Deep Reinforcement Learning in Production Systems
Machine learning, or, in particular, DRL, is at the beginning of its path to becoming an effective and common method of resolving problems in modern, complex production systems. However, the first reviews of research clearly show that, following the already well-established modeling, simulation, virtualization, and big data techniques, it is machine learning and recent research into its application that indicate lightning potential in the wide application of RL from process control to maintenance [
19,
45]. In recent years, research has started to assess the possibilities and usefulness of DRL algorithms in applications to selected problems in the area of production and logistics, such as robotics, production scheduling and dispatching, process control, intralogistics, assembly planning, or energy management [
19,
26,
35,
41]. A review of recent publications on the implementation of DRL in production systems also indicates several potential areas of application in the engineering life cycle manufacturing stage [
19,
25].
Many studies have shown important advances in applications in areas related to the control of task executors in dynamic production conditions, such as robot control, in particular, mobile robots or AGVs [
38]. For example, ref. [
46] presents a case study on creating and training a digital twin of a robotic arm to train a DRL agent using PPO and SAC algorithms in a virtual space and applying simulation learning in a physical space. As a result of the training, the hyperparameters of the DRL algorithm were adjusted for a slow-pace and stable training, which allowed for the completion of all levels of the curriculum. Only the final training results are shown. The need to adapt hyperparameters to the needs of a given project and to provide adequate time for training were pointed out. However, it was not shown how the values of the adopted parameters influenced the agent’s training results. In [
47], the authors propose a visual path-following algorithm based on DRL—double DDQ (DDQN). The learning efficiency of DDQN was compared with different learning rates and with three sizes of the experience replay buffer. The potential of using the path-following strategy learned in the simulation environment in real-world applications was shown. Similar approaches to controlling AGVs and mobile robots can be found in [
48,
49], and a more comprehensive review in [
25].
Other popular areas of proposed DRL applications are order selection and scheduling, in particular, dynamic scheduling [
19,
25]. In [
31], a self-adaptive scheduling approach based on DDQN is proposed. To validate the effectiveness of the self-adaptive scheduling approach, the simulation model of a semiconductor production demonstration unit was used. The models obtained for DDQN were compared with DQN and it was found that the proposed approach promotes autonomous planning activities and effectively reduces manual supervision. The experiments were conducted for the input set of algorithm parameters, without discussing their impact on the training process.
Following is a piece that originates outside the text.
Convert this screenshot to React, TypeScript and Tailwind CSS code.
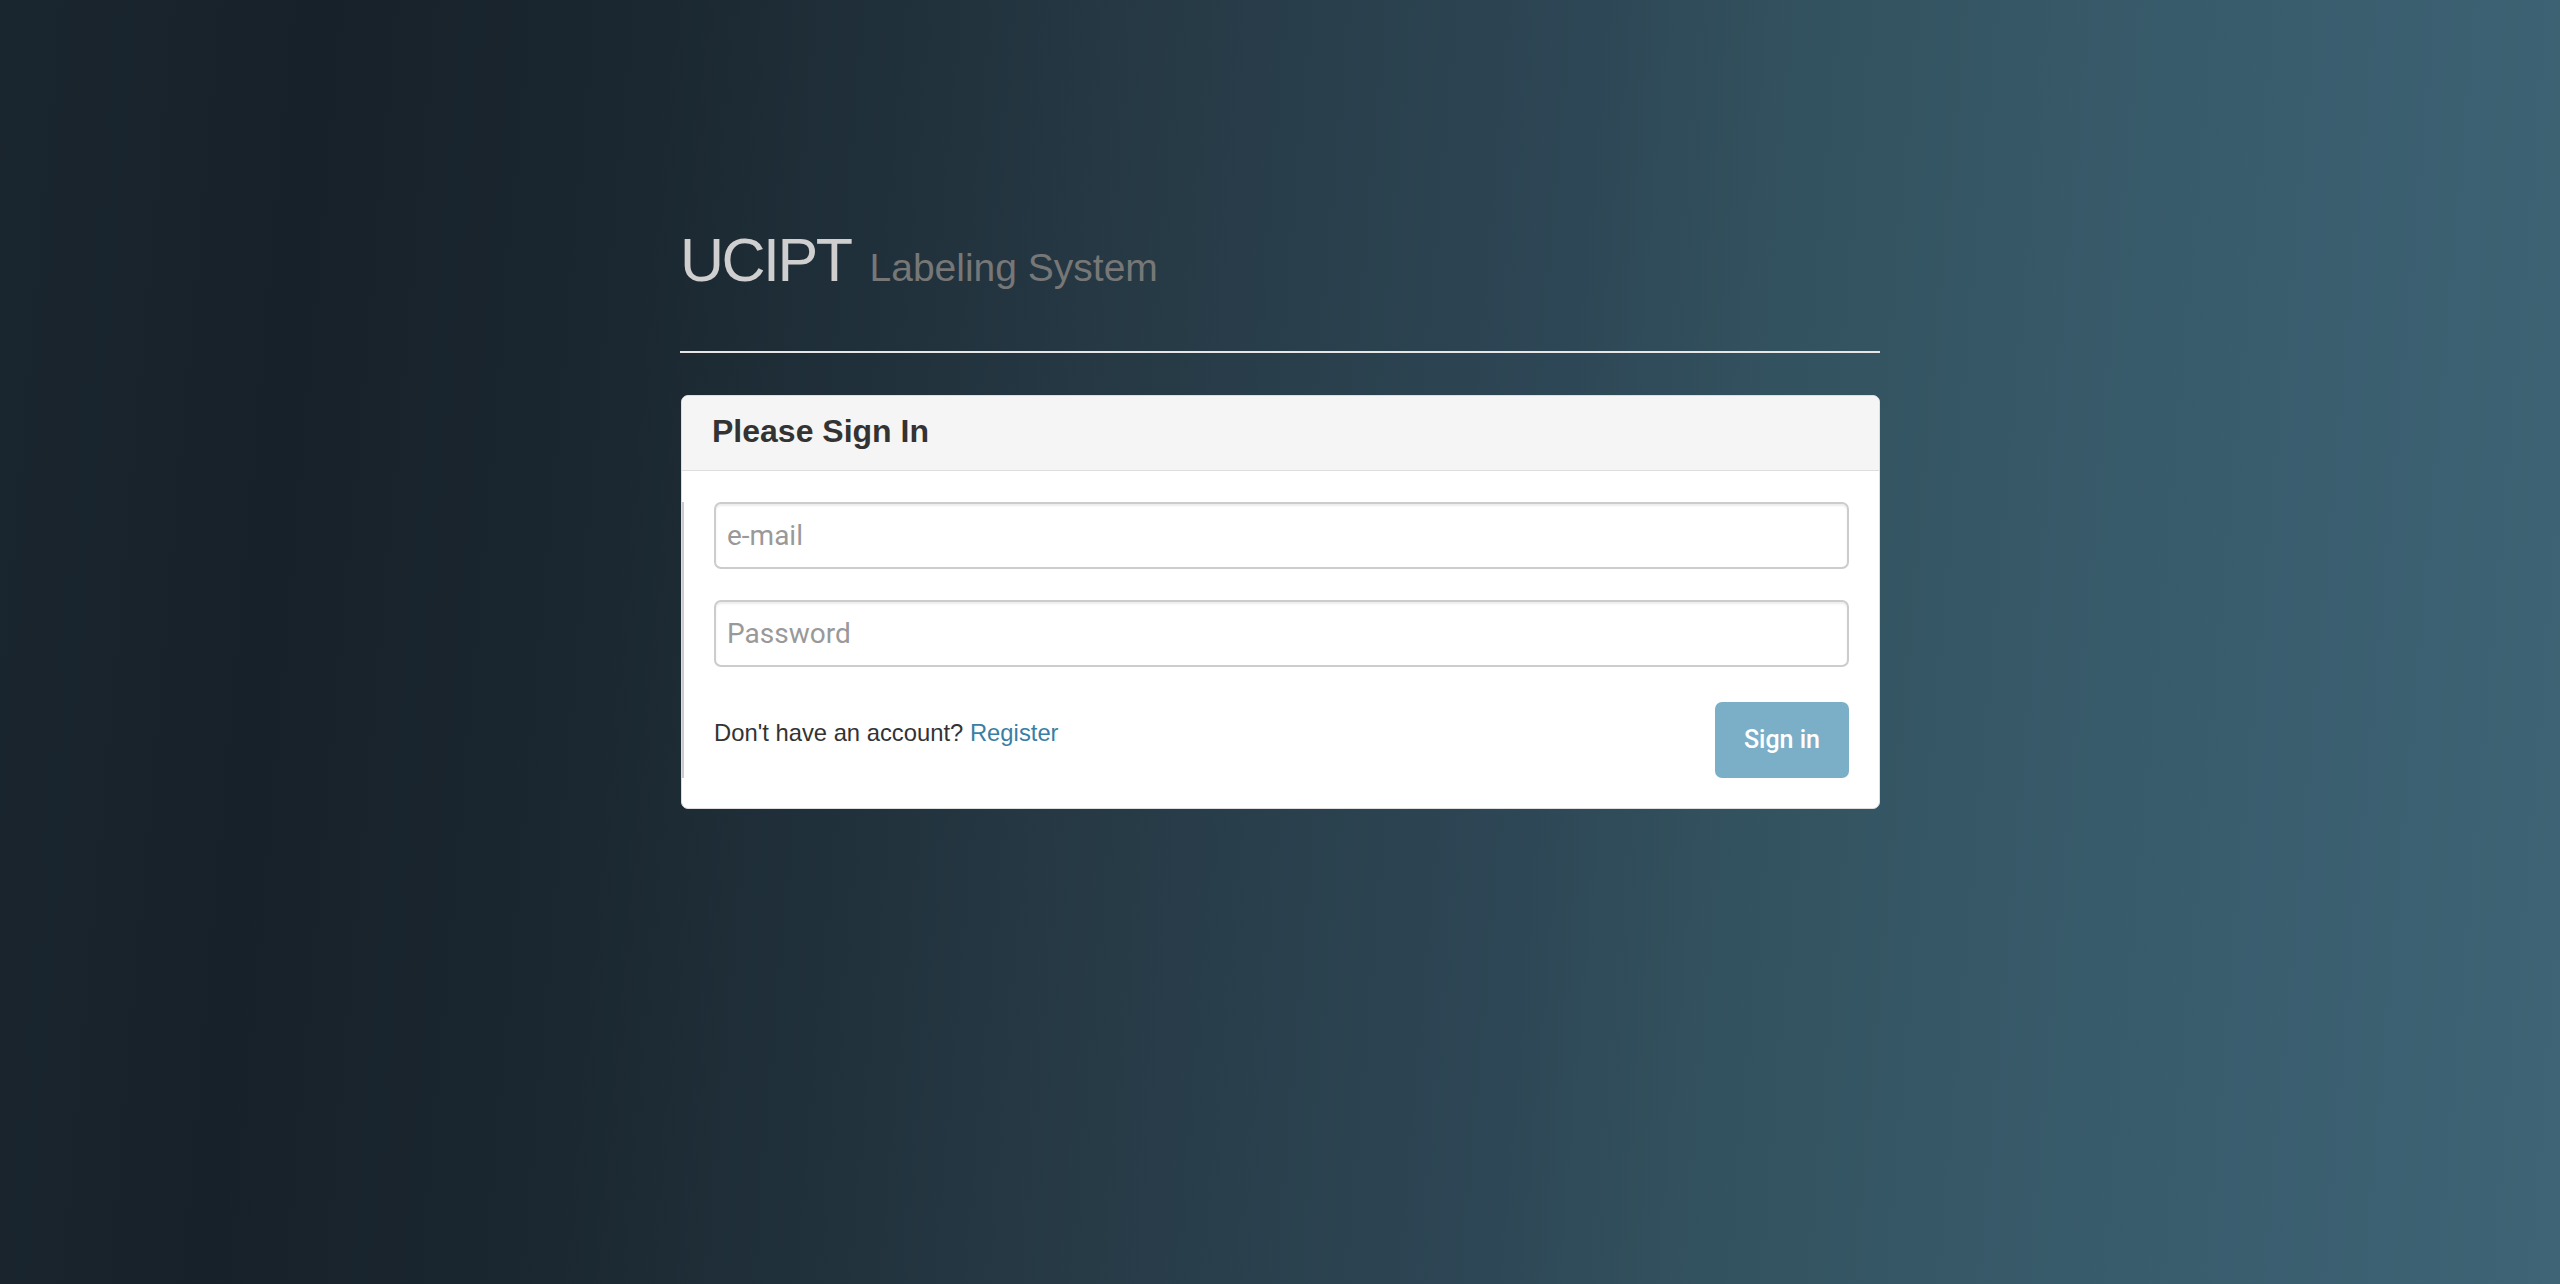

The summary indicates the need for future research to include digital twins or cyber–physical systems. In [
22], real-time scheduling method based on the DRL algorithm was developed to minimize the mean tardiness of the dynamic distributed job shop scheduling problem. Five DRL algorithms were compared using the scheduling environment and developed algorithms covering selected aspects of machines, tasks, and operations. Concerning the problem under consideration, PPO achieved the best result and got the highest win rate. Similar results were obtained when comparing DRL algorithms with classic dispatching rules, composite scheduling rules, and metaheuristics. Another example of research on the use of DRL in scheduling was using an RL approach to obtain efficient robot task sequences to minimize the makespan in robotic flow shop scheduling problems [
50]. In turn, in [
24], to tackle large-scale scheduling problems, an intelligent algorithm based on deep reinforcement learning (DDQN) was proposed. A reward function algorithm was proposed, which, based on the adopted mathematical model, determines task delays, returns the next state, and reward. The performance of DDQNB was found to be superior to the chosen heuristics and other DRL algorithms. In [
23], a dynamic permutation flow-shop scheduling problem was solved to minimize the total cost of lateness using DRL. The architecture of the problem-solving system was proposed and a mathematical model was established that minimizes the total cost of delays. The results show good performance of the A2C-based scheduling agent considering solution quality and CPU time. A more detailed review of applications in this area is provided in [
25]. Most research results indicate that DRL-based algorithms can train and adapt their behavior according to changes in the state of the production environment. They demonstrate better decision-making capabilities compared to classic dispatching rules and heuristics, adapting their strategies to the performance of agents in the environment [
51].
In addition, as shown in the review [
19], preliminary research has shown, in the vast majority of the described cases, the advantage of the applied DRL algorithms in this area. Deep RL outperformed 17 out of 19 conventional dispatching rules or heuristics and improved system efficiency. Although few of them have been tested in real workshop conditions, the results show very high potential for this type of method. In this area, the research mainly concerned the DQN, PPO, and A2C algorithms based on discrete observation and action spaces [
52].
Reviews of published research results in the areas of application of DRL methods in production also indicate difficulties in transferring the results to real-world scenarios [
19,
25]. Concerns are raised about the possibility of deterioration of the quality of solutions after the transfer, or the lack of direct application of the proposed solutions in real manufacturing environments. The challenges and prospects defined for future research concern the need to consider ways to quickly adapt to production requirements for various production equipment and input data. In this context, the proposed CPPS solutions that can be directly implemented in the operating environment of industrial demonstrators (constituting a kind of bridge between simulation and analytical models and industrial practice) seem to be valuable.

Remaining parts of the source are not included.